Dari situ, ia jadi tahu seluk-beluk dunia pertanian dan kehidupan petani yang sesungguhnya. Ia melihat petani sebagian besar miskin dan sering berutang kepada tengkulak atau rentenir untuk bisa membeli bibit paprika dan makan sekeluarga.
Ia juga melihat mayoritas petani berusia di atas 50 tahun dan berpendidikan sekolah dasar. Mereka sering kesulitan memasarkan hasil panen karena kondisi jalan rusak dan sempit. Kalaupun bisa dijual, harganya tidak wajar. Akibatnya, petani terus terbelit kemiskinan.
Ia tak perlu melihat ke tempat lain karena di desa leluhurnya, Pasir Langu, yang hanya berjarak sekitar 40 kilometer dari Kota Bandung, petani juga miskin. Padahal, sudah puluhan tahun Pasir Langu menjadi pemasok utama pasar paprika Tanah Air.
Pengalaman berinteraksi dengan petani, pedagang, dan pembeli sayur-mayur mendorong Rici untuk menekuni pekerjaan di sektor pertanian. Ia juga memikirkan cara melepaskan petani dari jerat rentenir dan tengkulak, antara lain dengan membuat inovasi, di antaranya ”farmtastic”. Inovasi berbasis internet itu bisa menghubungkan petani dan konsumen secara langsung sehingga kedua pihak bisa saling bernegosiasi.
Di sela-sela kuliah dan berbisnis sayur, Rici bersama temannya mengembangkan inovasi yang kemudian disertakan ke berbagai lomba di tingkat nasional dan internasional. Farmtastic mengantarkannya menjadi juara pada ajang Young South East Asian Leaders Initiative Pitch Generation: Power of Entrepreneurship. ”Apa yang saya lakukan sekarang sebenarnya merupakan penerapan dari inovasi-inovasi itu,” katanya.
Penggunaan aplikasi tersebut menaikkan pendapatan petani paprika sekitar 30 persen. Yang lebih melegakan, mereka tak perlu lagi berutang kepada rentenir. Namun, ia sadar untuk membuat semua petani melek internet tak gampang, mengingat kemampuan finansial dan pengetahuan mereka terbatas. Untuk mempercepat transfer teknologi, Rici yang semula hanya menjadi penyalur sayur-mayur, terutama paprika, pada 2014 terjun sekalian menjadi petani.
Merangkul milenial
Pengetahuan bertanam paprika ia dapat dari para petani senior ditambah kursus petani paprika di Bandung. Sebagai petani baru, ia tak langsung sukses. Anak muda yang gemar menonton bola ini pernah pula jatuh bangun mengurus lahannya. Ia pernah rugi hingga puluhan juta karena gagal panen. Tak putus asa, ia kembali menanam paprika sampai akhirnya berhasil.

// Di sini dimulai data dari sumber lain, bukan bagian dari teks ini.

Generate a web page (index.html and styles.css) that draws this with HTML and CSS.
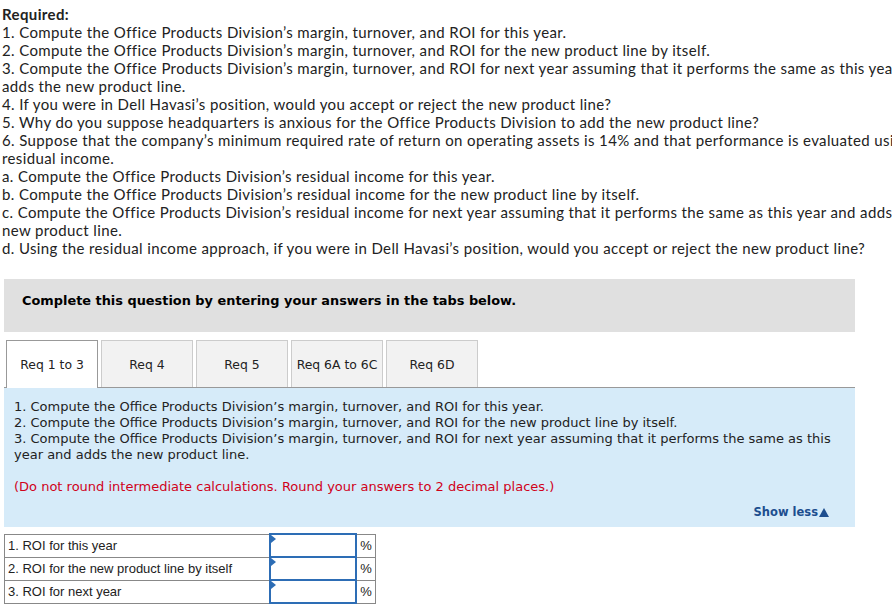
FILE: index.html
```html
<!DOCTYPE html>
<html>
<head>
<meta charset="utf-8">
<link rel="stylesheet" href="styles.css">
</head>
<body>
<div class="page">
  <div class="required">
    <div class="req-title">Required:</div>
    <div>1. Compute the Office Products Division’s margin, turnover, and ROI for this year.</div>
    <div>2. Compute the Office Products Division’s margin, turnover, and ROI for the new product line by itself.</div>
    <div>3. Compute the Office Products Division’s margin, turnover, and ROI for next year assuming that it performs the same as this year and adds the new product line.</div>
    <div>4. If you were in Dell Havasi’s position, would you accept or reject the new product line?</div>
    <div>5. Why do you suppose headquarters is anxious for the Office Products Division to add the new product line?</div>
    <div>6. Suppose that the company’s minimum required rate of return on operating assets is 14% and that performance is evaluated using residual income.</div>
    <div>a. Compute the Office Products Division’s residual income for this year.</div>
    <div>b. Compute the Office Products Division’s residual income for the new product line by itself.</div>
    <div>c. Compute the Office Products Division’s residual income for next year assuming that it performs the same as this year and adds the new product line.</div>
    <div>d. Using the residual income approach, if you were in Dell Havasi’s position, would you accept or reject the new product line?</div>
  </div>

  <div class="question">
    <div class="instructions">Complete this question by entering your answers in the tabs below.</div>

    <div class="tabs">
      <div class="tab active">Req 1 to 3</div>
      <div class="tab">Req 4</div>
      <div class="tab">Req 5</div>
      <div class="tab">Req 6A to 6C</div>
      <div class="tab">Req 6D</div>
    </div>

    <div class="panel">
      <div class="panel-text">
        <div>1. Compute the Office Products Division’s margin, turnover, and ROI for this year.</div>
        <div>2. Compute the Office Products Division’s margin, turnover, and ROI for the new product line by itself.</div>
        <div>3. Compute the Office Products Division’s margin, turnover, and ROI for next year assuming that it performs the same as this year and adds the new product line.</div>
      </div>
      <div class="note">(Do not round intermediate calculations. Round your answers to 2 decimal places.)</div>
      <div class="show-less">Show less<svg class="tri" width="10" height="9" viewBox="0 0 10 9"><polygon points="5,0 10,9 0,9" fill="#1d4e8f"/></svg></div>
    </div>

    <table class="answers">
      <tr>
        <td class="label">1. ROI for this year</td>
        <td class="input"><span class="flag"></span></td>
        <td class="unit">%</td>
      </tr>
      <tr>
        <td class="label">2. ROI for the new product line by itself</td>
        <td class="input"><span class="flag"></span></td>
        <td class="unit">%</td>
      </tr>
      <tr>
        <td class="label">3. ROI for next year</td>
        <td class="input"><span class="flag"></span></td>
        <td class="unit">%</td>
      </tr>
    </table>
  </div>
</div>
</body>
</html>
```

FILE: styles.css
```css
html, body {
  margin: 0;
  padding: 0;
  background: #fff;
  overflow: hidden;
}

.page {
  width: 892px;
  height: 609px;
  overflow: hidden;
  position: relative;
}

.required {
  width: 945px;
  padding: 5px 0 0 2px;
  font-family: Lato, "Open Sans", sans-serif;
  font-size: 15px;
  letter-spacing: 0.38px;
  line-height: 18px;
  color: #222;
}

.req-title {
  font-weight: bold;
}

.question {
  padding: 22px 0 0 4px;
  width: 851px;
}

.instructions {
  background: #e0e0e0;
  height: 53px;
  box-sizing: border-box;
  padding: 14px 0 0 18px;
  font-family: "DejaVu Sans", Verdana, sans-serif;
  font-weight: bold;
  font-size: 12.9px;
  color: #000;
}

.tabs {
  display: flex;
  gap: 3px;
  margin-top: 8px;
  padding-left: 2px;
  border-bottom: 1px solid #999;
  height: 47px;
}

.tab {
  width: 92px;
  height: 47px;
  box-sizing: border-box;
  border: 1px solid #ccc;
  border-bottom: none;
  background: #f2f2f2;
  display: flex;
  align-items: center;
  justify-content: center;
  font-family: "DejaVu Sans", Verdana, sans-serif;
  font-size: 12.4px;
  color: #222;
}

.tab.active {
  background: #fff;
  border-color: #999;
  height: 48px;
  position: relative;
  z-index: 1;
}

.panel {
  background: #d6ebf9;
  padding: 11px 10px 7px 10px;
  font-family: "DejaVu Sans", Verdana, sans-serif;
  font-size: 13px;
  line-height: 16px;
  color: #222;
}

.note {
  margin-top: 16px;
  color: #d0021b;
}

.show-less {
  margin-top: 9px;
  text-align: right;
  padding-right: 16px;
  font-weight: bold;
  font-size: 11.5px;
  color: #1d4e8f;
}

.tri {
  margin-left: 1px;
  vertical-align: -0.5px;
}

.answers {
  margin-top: 6px;
  border-collapse: collapse;
  font-family: "Liberation Sans", Arial, sans-serif;
  font-size: 13px;
  color: #222;
}

.answers td {
  border: 1px solid #888;
  height: 21px;
  padding: 0;
}

.answers .label {
  width: 261px;
  padding-left: 3px;
}

.answers .input {
  width: 84px;
  border: 2px solid #2d6db5;
  position: relative;
  background: #fff;
}

.flag {
  position: absolute;
  left: 0;
  top: 0;
  width: 0;
  height: 0;
  border-top: 4px solid transparent;
  border-bottom: 4px solid transparent;
  border-left: 5px solid #2d6db5;
}

.answers .unit {
  width: 18px;
  text-align: center;
}
```
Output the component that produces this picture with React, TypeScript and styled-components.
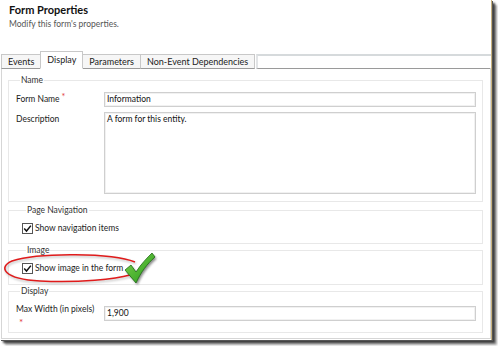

Kini, ia membina petani paprika di desanya dan wilayah lain di Jawa Barat. Pemilik Paprici Barokah ini bersama ahli teknik informatika juga membuat aplikasi pemantau suhu ruangan, kelembaban, dan mendeteksi hama. ”Saya mencoba melibatkan mahasiswa, misalnya dari Telkom University Bandung, dan ternyata mereka tertarik,” katanya.
Pemuda yang kerap diundang untuk berbagi pengalaman di berbagai konferensi di dalam dan luar negeri itu memang sedang giat-giatnya merangkul milenial yang berminat masuk ke sektor pertanian. ”Kita dorong mereka membuka lapangan kerja sendiri, tidak malah mencari pekerjaan di perusahaan milik orang lain,” katanya.
”Jangan khawatir untuk bertani. Anak muda tidak perlu mencangkul untuk jadi petani karena sekarang sudah ada sistem pertanian modern seperti hidroponik,” ucapnya.